The U.S. Department of Agriculture conducts a survey every year which estimates the number of food insecure (i.e., food insufficient) Americans, normally between 10 and 12 percent of the US population. Food insufficiency can loosely be defined as ‘regularly running out of food or regularly not knowing where your next meal will come from.’ As of 2011, fifteen percent of the U.S. population, approximately 46 million people, live in poverty. Poverty and the concomitant problem of being unable to secure adequate nutrition is nothing new for Americans. Inability to purchase nutritious food on a regular basis may have once been even more of a problem than it is now; enough of a problem that ensuring the next generation received adequate nutrition to meet dietary needs was once a matter of national security, as Wynne explains:

“ During World War II, a significant number of men were rejected for military service because they could not pass the standard physical exam. Much of the blame for the high rejection rate was ultimately laid at the feet of poor nutrition. That so many young men had such substandard diets that they were unfit for military service was a matter of national chagrin and a threat to national security. This was the impetus for the creation of the national meal program to feed malnourished children and thus to ensure that the nation’s future soldiers were fit to fight its battles.”

With one foot firmly in the “land of personal responsibility and the other in the land of structural inequality”, Wynn takes the reader on a journey to explain why low-income Americans have a more difficult time purchasing affordable nutritious food.

Big-box retailers and national grocery store chains have been moving out of the city and into the suburbs in recent years for numerous reasons.
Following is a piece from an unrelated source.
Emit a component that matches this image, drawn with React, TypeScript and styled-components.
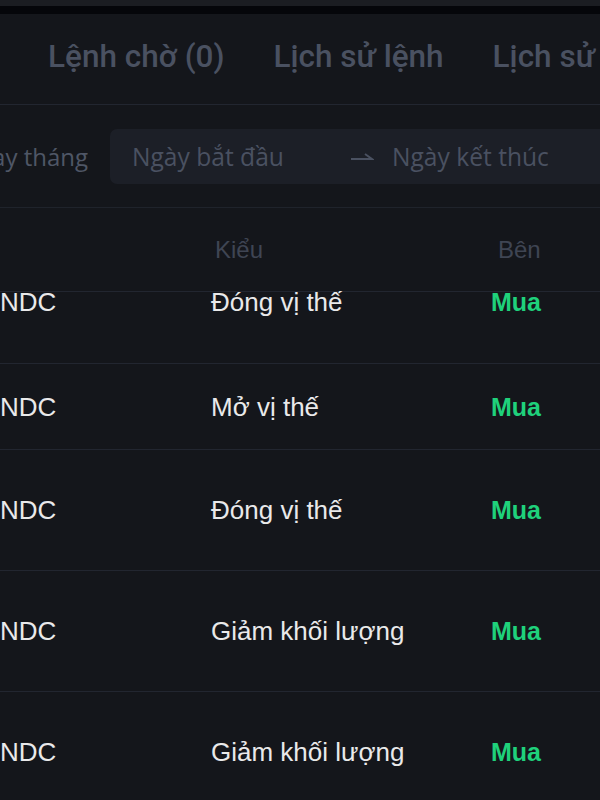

For starters, the growing cost of maintaining insurance in communities with above average levels of crime, plus the need to standardize the size and shape of stores in order to reduce the costs of operation, have driven many grocery stores to leave the cities and move to surrounding areas in order to increase profitability. Urban density makes it difficult for the immense 18-wheeler trucks, which distribution centers use to deliver food, to maneuver down small, car-cramped urban streets or inside of small, outdated loaded docks at older food stores. Suburban communities have the space to build the loading docks and parking lots that newer larger grocery stores need.

Ethnic grocery stores and corner stores, both of which often lack a wide selection of fresh produce and meats, move into poor neighborhoods to fulfill the function–providing food–that the newer grocery stores have sidestepped. Local residents who want a fuller selection of fruits, vegetable, and meats than their corner grocer can provide often have to take bus rides of an hour or more to and from a larger grocery store; then the shopper is limited to bringing home what they can carry on a city bus. To avoid a long and tiresome trip, poor people often end up eating the food at the corner stores on a regular basis. Eventually, a lack of dietary diversity on a consistent basis leads to higher rates of obesity, diabetes, and other diet-related illnesses.

Capitalism is working just as it is supposed to: grocery store chains move to where they can achieve the highest profits and serve the greatest number of people; smaller stores step in to fill the niche left by the vacating stores. But this system does not serve the bodily needs of all people, thus it is inefficiency in a way that has less to do with profits and more to do with morals, ethics, and values. How do you feed the poor people in the food deserts, the people that the food system has literally deserted?

Mark Wynn offers a number of responses to the question of how to make sure that the least among us have access to the same high-quality, nutritious, and affordable food as the middle- and upper-classes and those who possess a car. Most of what Wynn suggests can be reduced to the idea that improving our food system will require more public-private partnerships: local and federal government agencies coming to the table and working with local farmers and private chains to make it profitable for food to reach those who need it.